Our family was picnicking in a narrow park next to a street. A child’s soccer ball went out into the street with a little boy running after it. The child’s father yelled, and the boy stopped immediately, turning around to face his dad. A car would have hit him had he not listened to his father and obeyed immediately. The car actually grazed the soccer ball. The outcome could have been tragic, but the child listened to his father and obeyed right away. This incident was a great object lesson for our grandson, who watched it unfold.

3. Teach your children their good works please you. My experience as a young mother was that it was easy to get caught up in disciplining and correcting and forget to praise. It’s important to do both, of course. Let your children know that their obedience, thankfulness, thoughtfulness, sweetness, and giving please you. Praise these things. Thank your children. Notice the things they do well and compliment them. You’ll see their eyes sparkle. They want to please you. A wise son maketh a glad father: but a foolish son is the heaviness of his mother (Proverbs 10:1b)

4. Teach your child to love God. This is the most important thing you will do as a parent. Show your child what it means to love God.

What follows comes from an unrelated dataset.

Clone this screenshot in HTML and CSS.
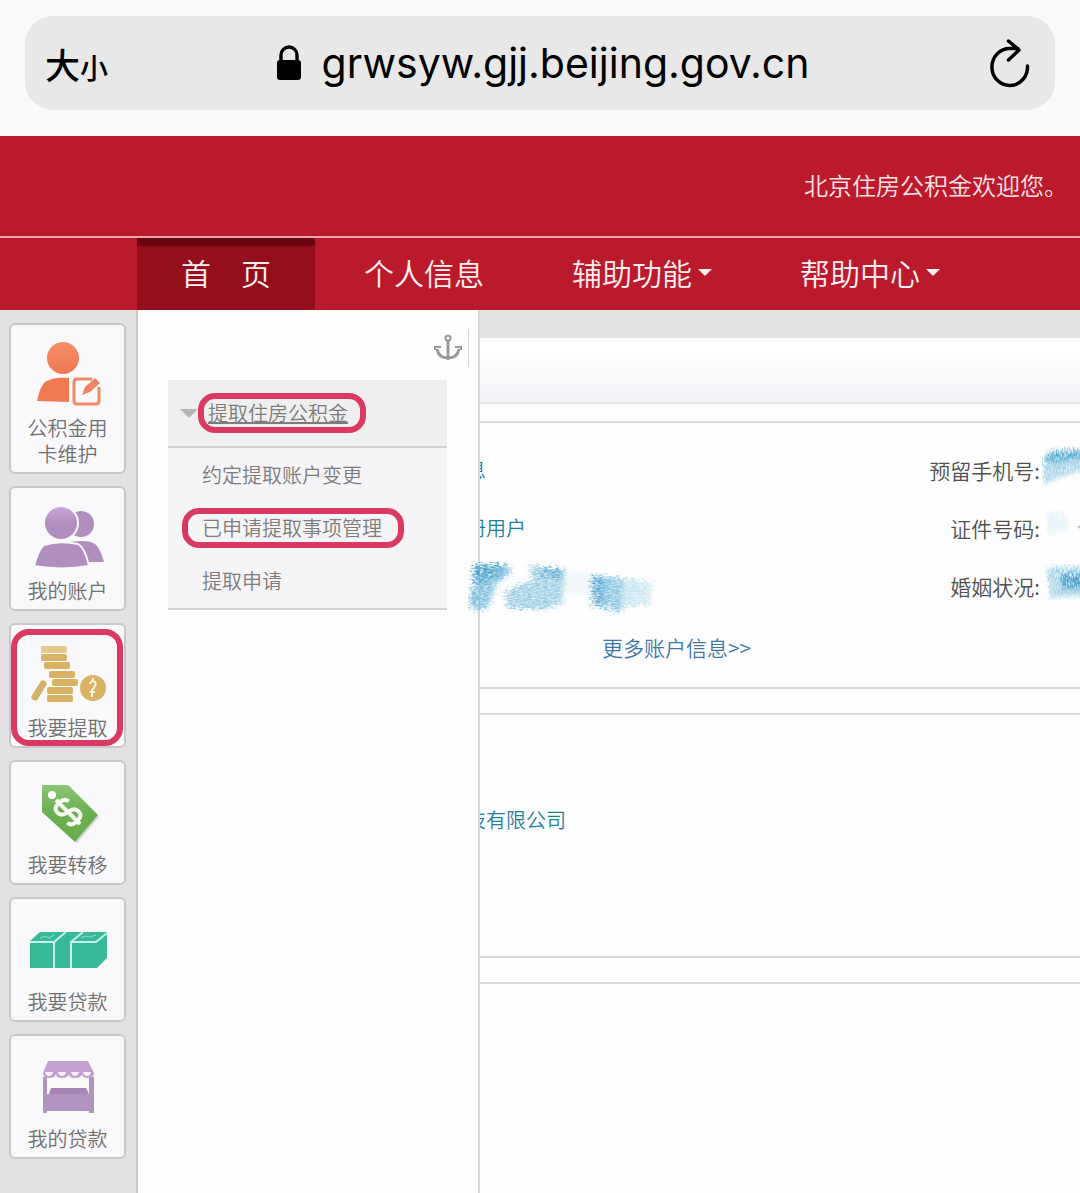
FILE: index.html
```html
<!DOCTYPE html>
<html lang="zh-CN">
  <head>
    <meta charset="UTF-8" />
    <meta name="viewport" content="width=device-width, initial-scale=1.0" />
    <title>北京住房公积金</title>
    <link rel="stylesheet" href="styles.css">
  </head>
  <body>
    <div class="browser-bar">
      <div class="address-bar">
        <button type="button" class="text-size">大<small>小</small></button>
        <button type="button" class="address">
          <svg class="lock" viewBox="0 0 26 36" aria-hidden="true">
            <path d="M5 17V10a8 8 0 0 1 16 0v7" fill="none" stroke="#000" stroke-width="3.4" />
            <rect x="1" y="15" width="24" height="20" rx="3" />
          </svg>
          <span>grwsyw.gjj.beijing.gov.cn</span>
        </button>
        <button type="button" class="reload" aria-label="刷新">
          <svg viewBox="0 0 42 50" aria-hidden="true">
            <path d="M38.500 28A17.800 18.500 0 1 1 21 10.500h8M19.500 3l10.500 9-10.500 10" />
          </svg>
        </button>
      </div>
    </div>

    <header class="header">
      <p>北京住房公积金欢迎您。</p>
    </header>

    <nav class="nav">
      <a href="#" class="active">首　页</a>
      <a href="#">个人信息</a>
      <a href="#" class="dropdown">辅助功能</a>
      <a href="#" class="dropdown">帮助中心</a>
    </nav>

    <div class="layout">
      <aside class="sidebar">
        <a href="#" class="tile">
          <svg viewBox="0 0 84 72" aria-hidden="true">
            <defs>
              <linearGradient id="orange" x1="0" y1="0" x2="0" y2="1">
                <stop offset="0" stop-color="#f58f6a" />
                <stop offset="1" stop-color="#ef7750" />
              </linearGradient>
            </defs>
            <circle cx="37" cy="15" r="16" fill="url(#orange)" />
            <path d="M11 58c2-9 4-15 8-19 5-4 16-5 24-4v24z" fill="#f27a52" />
            <path d="M66 36H51q-3 0-3 3v19q0 3 3 3h19q3 0 3-3V44" fill="none" stroke="#ef8a68" stroke-width="3" />
            <path d="M56 52l3-8 10-9 5 5-10 9z" fill="#ed8463" />
          </svg>
          <span>公积金用<br />卡维护</span>
        </a>
        <a href="#" class="tile">
          <svg viewBox="0 0 84 72" aria-hidden="true">
            <defs>
              <linearGradient id="purple" x1="0" y1="0" x2="0" y2="1">
                <stop offset="0" stop-color="#caa6d8" />
                <stop offset="0.5" stop-color="#b08fc0" />
              </linearGradient>
            </defs>
            <circle cx="55" cy="18" r="13" fill="#b08fbf" />
            <path d="M44 36q18-3 25 2 5 4 9 18H56z" fill="#b08fbf" />
            <circle cx="35" cy="17" r="17" fill="url(#purple)" stroke="#faf8fb" stroke-width="2" />
            <path d="M8 60q4-16 10-21 15-5 34-1 7 4 11 22-28 5-55 0z" fill="#b08fbf" stroke="#faf8fb" stroke-width="2" />
          </svg>
          <span>我的账户</span>
        </a>
        <a href="#" class="tile marked">
          <svg viewBox="0 0 84 72" aria-hidden="true">
            <g fill="#d9b264">
              <rect x="15" y="3" width="26" height="7" rx="2" fill="#e6c98a" />
              <rect x="15" y="11" width="26" height="7" rx="2" />
              <rect x="18" y="19" width="26" height="7" rx="2" />
              <rect x="23" y="28" width="26" height="7" rx="2" />
              <rect x="26" y="36" width="26" height="7" rx="2" />
              <rect x="21" y="44" width="26" height="7" rx="2" />
              <rect x="21" y="52" width="26" height="7" rx="2" />
              <circle cx="67" cy="45" r="13" />
            </g>
            <path d="M17 41L9 54" stroke="#d6b16b" stroke-width="7" stroke-linecap="round" />
            <path d="M64 41q1-3 3-3 4 1 2 5l-4 6h4M67 35v3M66 50v4" fill="none" stroke="#fff5dc" stroke-width="2" />
          </svg>
          <span>我要提取</span>
        </a>
        <a href="#" class="tile">
          <svg viewBox="0 0 84 72" aria-hidden="true">
            <defs>
              <linearGradient id="green" x1="0" y1="0" x2="0" y2="1">
                <stop offset="0" stop-color="#8bc573" />
                <stop offset="0.5" stop-color="#6aae50" />
              </linearGradient>
            </defs>
            <path d="M18 7h26l29 30-22 26-33-29z" fill="#d8d8d8" />
            <path d="M16 5h26l30 30-23 27-33-30z" fill="url(#green)" />
            <circle cx="26" cy="15" r="4" fill="#fff" />
            <g transform="rotate(-45 42 32)" fill="none" stroke="#f5fbf2" stroke-width="4">
              <path d="M50 25q-1-6-8-6-8 0-8 6t8 7q8 1 8 7t-8 6q-8 0-8-6M42 15v34" />
            </g>
          </svg>
          <span>我要转移</span>
        </a>
        <a href="#" class="tile">
          <svg viewBox="0 0 84 72" aria-hidden="true">
            <path d="M4 24l10-9h67v26l-10 10H4z" fill="#38ba98" />
            <path d="M4 25h24l12-10M28 25v26M45 51V25l12-10M45 25h25l11-9M70 25" fill="none" stroke="#c9f0e5" stroke-width="2" />
            <path d="M14 21l5-2 4 2 5-3M55 21l5-2 4 1 6-2" fill="none" stroke="#8fdcc8" stroke-width="1" />
          </svg>
          <span>我要贷款</span>
        </a>
        <a href="#" class="tile">
          <svg viewBox="0 0 84 72" aria-hidden="true">
            <path d="M17 23h4v17h42V23h5v36h-5v-2H21v2h-4z" fill="#b094bf" />
            <path d="M25 34h35l3 6H23z" fill="#a585b5" />
            <path d="M22 7h40l6 12q0 5-6 5t-6-4q-1 4-7 4t-6-4q-1 4-7 4t-6-4q-1 4-7 4t-6-5z" fill="#c4a0d2" />
            <path d="M19 18h8q-1 4-4 4t-4-4zM32 18h8q-1 4-4 4t-4-4zM45 18h8q-1 4-4 4t-4-4zM57 18h8q-1 4-4 4t-4-4z" fill="#faf3fb" />
          </svg>
          <span>我的贷款</span>
        </a>
      </aside>

      <main class="content">
        <div class="strip"></div>
        <div class="title-bar"></div>

        <section class="panel account">
          <div class="row">
            <span class="value">息</span>
            <span class="label">预留手机号:</span>
            <svg class="smudge-end" viewBox="0 0 38 44" aria-hidden="true">
              <defs>
                <filter id="grain" x="-5%" y="-5%" width="110%" height="110%">
                  <feTurbulence type="fractalNoise" baseFrequency="0.25 0.7" numOctaves="4" seed="4" result="noise" />
                  <feColorMatrix values="0 0 0 0 0  0 0 0 0 0  0 0 0 0 0  1.500 0 0 0 0" result="mask" />
                  <feGaussianBlur in="SourceGraphic" stdDeviation="2 1" />
                  <feDisplacementMap in2="noise" scale="14" xChannelSelector="R" yChannelSelector="A" />
                  <feComposite in2="mask" operator="in" />
                </filter>
                <filter id="grain-up" x="-5%" y="-5%" width="110%" height="110%">
                  <feTurbulence type="fractalNoise" baseFrequency="0.7 0.25" numOctaves="4" seed="7" result="noise" />
                  <feColorMatrix values="0 0 0 0 0  0 0 0 0 0  0 0 0 0 0  1.500 0 0 0 0" result="mask" />
                  <feGaussianBlur in="SourceGraphic" stdDeviation="1 2" />
                  <feDisplacementMap in2="noise" scale="10" xChannelSelector="A" yChannelSelector="R" />
                  <feComposite in2="mask" operator="in" />
                </filter>
              </defs>
              <g filter="url(#grain-up)">
                <path d="M1 15L7 5l35-3v22l-16 5-12 4L2 39z" fill="#a5d4e9" />
                <path d="M2 14L8 7l34-3v8l-30 6z" fill="#4fa9d3" />
              </g>
            </svg>
          </div>
          <div class="row">
            <span class="value">册用户</span>
            <span class="label">证件号码:</span>
            <svg class="smudge-end" viewBox="0 0 38 44" aria-hidden="true">
              <path d="M4 10l20-3 3 20-22 5z" fill="#e6f3f8" filter="url(#grain-up)" />
              <path d="M36 22l2 2" stroke="#bbb" stroke-width="2" />
            </svg>
          </div>
          <div class="row">
            <svg class="smudge" viewBox="0 0 190 56" aria-hidden="true">
              <g filter="url(#grain)">
                <path d="M5 3h36l3 9-14 9-4 10-4 12-5 6H4L1 36l4-12z" fill="#7fc0dd" />
                <path d="M5 4h30l-2 12-24 8z" fill="#4ba4ce" />
                <path d="M62 4l35 4-2 34-20 7-36-2-2-17 28-11z" fill="#9ccde3" />
                <path d="M72 6l25 3-3 9-20-2z" fill="#68b3d6" />
                <path d="M97 8l28 4v22l-28 2z" fill="#eef7fb" />
                <path d="M124 13l34 4 25 4-1 23-24 2-4 7-31-6z" fill="#c6e5f0" />
                <path d="M124 14l32 5-2 30-28-5z" fill="#86c4df" />
                <path d="M125 15l12 3-2 27-9-4z" fill="#4ba4ce" />
              </g>
            </svg>
            <span class="label">婚姻状况:</span>
            <svg class="smudge-end" viewBox="0 0 38 44" aria-hidden="true">
              <g filter="url(#grain-up)">
                <path d="M5 6l37-2v30l-34 2z" fill="#a5d4e9" />
                <path d="M18 12h24v16H20z" fill="#3f9fcc" />
              </g>
            </svg>
          </div>
          <a href="#" class="more">更多账户信息&gt;&gt;</a>
        </section>

        <section class="panel company">
          <span class="value">技有限公司</span>
        </section>

        <section class="panel last"></section>

        <div class="flyout">
          <div class="flyout-tools">
            <button type="button" aria-label="固定菜单">
              <svg viewBox="0 0 28 28" aria-hidden="true">
                <circle cx="14" cy="4" r="2.500" stroke-width="2" />
                <path d="M14 7v19M3 15c1 6 5 9 11 9s10-3 11-9" />
                <path d="M1 16v-3h6M27 16v-3h-6" stroke-width="2" />
              </svg>
            </button>
          </div>
          <div class="submenu">
            <div class="submenu-head">
              <a href="#" class="ring">提取住房公积金</a>
            </div>
            <ul>
              <li><a href="#">约定提取账户变更</a></li>
              <li><a href="#" class="ring wide">已申请提取事项管理</a></li>
              <li><a href="#">提取申请</a></li>
            </ul>
          </div>
        </div>
      </main>
    </div>
  </body>
</html>
```

FILE: styles.css
```css
* {
  box-sizing: border-box;
}
body {
  margin: 0;
  min-height: 100vh;
  display: flex;
  flex-direction: column;
  font-family: "Noto Sans CJK SC", sans-serif;
  font-size: 20px;
  font-weight: 350;
  line-height: 26px;
  color: #505050;
  background-color: #fefefe;
}
a {
  color: inherit;
  text-decoration: none;
}
button {
  padding: 0;
  border: none;
  background: none;
  color: #000;
  cursor: pointer;
}
svg {
  display: block;
}

/* Browser address bar */
.browser-bar {
  padding: 16px 25px 26px;
  background-color: #fafafa;
}
.address-bar {
  display: flex;
  align-items: center;
  justify-content: space-between;
  height: 94px;
  padding: 0 24px 0 20px;
  border-radius: 28px;
  background-color: #e8e8e8;
}
.text-size {
  font-family: "Noto Sans CJK SC", sans-serif;
  font-size: 35px;
  font-weight: 500;
}
.text-size small {
  font-size: 28px;
}
.address {
  display: flex;
  align-items: center;
  gap: 20px;
  margin-right: 12px;
  font-family: Inter, sans-serif;
  font-size: 41px;
  font-weight: 400;
}
.lock {
  width: 26px;
  height: 36px;
}
.reload svg {
  width: 42px;
  height: 50px;
  fill: none;
  stroke: #000;
  stroke-width: 3.5;
  stroke-linecap: round;
  stroke-linejoin: round;
}

/* Red header and navigation */
.header {
  display: flex;
  align-items: center;
  justify-content: flex-end;
  height: 102px;
  padding: 0 12px 3px 0;
  border-bottom: 2px solid #eba3ad;
  background-color: #bb1a2c;
}
.header p {
  margin: 0;
  font-size: 24px;
  color: #fbe3e6;
}
.nav {
  display: flex;
  height: 72px;
  padding-left: 137px;
  background-color: #bb1a2c;
}
.nav a {
  display: flex;
  align-items: center;
  padding: 0 44px 4px;
  font-size: 30px;
  color: #fff0f2;
}
.nav .active {
  margin-right: 5px;
  border-top: 8px solid #6b0510;
  padding-bottom: 12px;
  background-color: #940e1b;
}
.dropdown::after {
  content: "";
  margin-left: 6px;
  border: 7px solid transparent;
  border-top-color: #fff0f2;
  border-bottom: none;
}

.layout {
  display: flex;
  flex: 1;
}

/* Left tiles */
.sidebar {
  display: flex;
  flex-direction: column;
  gap: 12px;
  width: 138px;
  padding: 13px 10px 32px 9px;
  border-right: 2px solid #cbc9cd;
  background-color: #e3e1e4;
}
.tile {
  position: relative;
  display: flex;
  flex-direction: column;
  align-items: center;
  justify-content: flex-end;
  padding: 18px 0 5px;
  border: 2px solid #c9c7ca;
  border-radius: 6px;
  background-color: #f9f8fa;
  color: #707070;
  text-align: center;
}
.tile svg {
  width: 84px;
  height: 72px;
  overflow: visible;
}
.marked::after {
  content: "";
  position: absolute;
  inset: 4px 1px 0 0;
  border: 6px solid #da3a61;
  border-radius: 18px;
}

/* Page content */
.content {
  position: relative;
  flex: 1;
  overflow: hidden;
}
.strip {
  height: 28px;
  background-color: #e3e3e3;
}
.title-bar {
  height: 66px;
  margin-bottom: 17px;
  border-bottom: 2px solid #e6e5ea;
  background: linear-gradient(#fff 20%, #f3f3f8);
}
.panel {
  margin-bottom: 24px;
  padding-left: 328px;
  border-top: 2px solid #d9d8dc;
  border-bottom: 2px solid #d9d8dc;
}
.account {
  padding-top: 18px;
  padding-bottom: 27px;
}
.row {
  position: relative;
  display: flex;
  align-items: center;
  height: 58px;
}
.value {
  color: #1f7f9f;
}
.label {
  margin-left: auto;
  margin-right: 40px;
  font-size: 21px;
}
.smudge {
  position: absolute;
  left: 2px;
  top: 4px;
  z-index: 2;
  width: 190px;
  height: 56px;
}
.smudge-end {
  position: absolute;
  right: 0;
  top: 5px;
  width: 38px;
  height: 44px;
}
.more {
  display: block;
  margin: 19px 0 0 136px;
  font-size: 21px;
  color: #3f76a8;
}
.company {
  padding-top: 92px;
  padding-bottom: 123px;
}
.last {
  margin-bottom: 0;
  border-bottom: none;
}

/* Menu that slides over the content */
.flyout {
  position: absolute;
  top: 0;
  bottom: 0;
  left: 0;
  width: 342px;
  padding: 19px 9px 0 30px;
  border-right: 2px solid #d9d8dc;
  background-color: #fefefe;
}
.flyout-tools {
  display: flex;
  align-items: center;
  justify-content: flex-end;
  height: 38px;
  padding-right: 6px;
  border-right: 1px solid #d5d5d5;
}
.flyout-tools svg {
  width: 28px;
  height: 28px;
  fill: none;
  stroke: #999;
  stroke-width: 3;
}
.submenu {
  margin: 13px 22px 0 0;
  border-bottom: 2px solid #d3d1d5;
  background-color: #f5f4f6;
  color: #7c7c7c;
}
.submenu-head {
  display: flex;
  align-items: center;
  height: 68px;
  padding-left: 12px;
  border-bottom: 2px solid #d3d1d5;
  background-color: #f0eff0;
}
.submenu-head::before {
  content: "";
  border: 9px solid transparent;
  border-top-color: #b5b5b5;
  border-bottom: none;
}
.submenu-head a {
  margin-left: 10px;
  text-decoration: underline;
}
.submenu ul {
  margin: 0;
  padding: 0 0 1px 34px;
  list-style: none;
}
.submenu li {
  display: flex;
  align-items: center;
  height: 53px;
}
.ring {
  position: relative;
}
.ring::after {
  content: "";
  position: absolute;
  inset: -7px -18px -7px -10px;
  border: 6px solid #da3a61;
  border-radius: 17px;
}
.wide::after {
  left: -20px;
  right: -22px;
}
```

This begins with your own faith. And thou shalt love the LORD thy God with all thine heart, and with all thy soul, and with all thy might. And these words, which I command thee this day, shall be in thine heart: And thou shalt teach them diligently unto thy children, and shalt talk of them when thou sittest in thine house, and when thou walkest by the way, and when thou liest down, and when thou risest up (Deuteronomy 6:5-7).

Teach them what God has done. This will mean reading them Bible stories, sharing your family’s answers to prayers, and making the Bible come to life as you share your own spiritual journey with your children.

I’m a grandmother, and it’s such a satisfaction to see how the biblical worldview and love for God that my husband and I passed down to our children is getting passed down to theirs.

We will not hide them from their children, shewing to the generation to come the praises of the LORD, and his strength, and his wonderful works that he hath done. For he established a testimony in Jacob, and appointed a law in Israel, which he commanded our fathers, that they should make them known to their children: That the generation to come might know them, even the children which should be born; who should arise and declare them to their children (Psalm 78:4-6).

5. Expose them to God’s plan for salvation. When our first child was very small, my husband and I talked to her Sunday school teachers and asked them specifically to tell the little children—probably around three years old at the time—that Jesus died for their sins and rose again. We wanted the gospel woven into every lesson. Our desire was that she would begin to understand what Jesus did for her. Now, she is a mother. After a move, she and her husband were visiting area churches. One of the factors in their choice was the children’s class. In several of the churches, three-year-olds were kept in a nursery with no Bible stories at all. In the church they attend, the gospel was taught—with fun activities—to all the children in every age group.

Make sure the gospel is also taught at home in your family devotions. You don’t have family devotions? You can begin now. We used to do them at the table after our main meal, but you can choose any time the whole family is together. For small ones, keep it short and sweet. Prayer, Bible story or Bible reading, and that is enough. Don’t make them hate it by having long periods of prayer requests. (I used to go crazy with those!) Change it up. Sing a hymn sometimes. Just make sure your family focuses on the Lord together.

When you teach your children respect, obedience, and to love God, they will be known for their good actions. They will be a credit to you. And, best of all, they will be happy.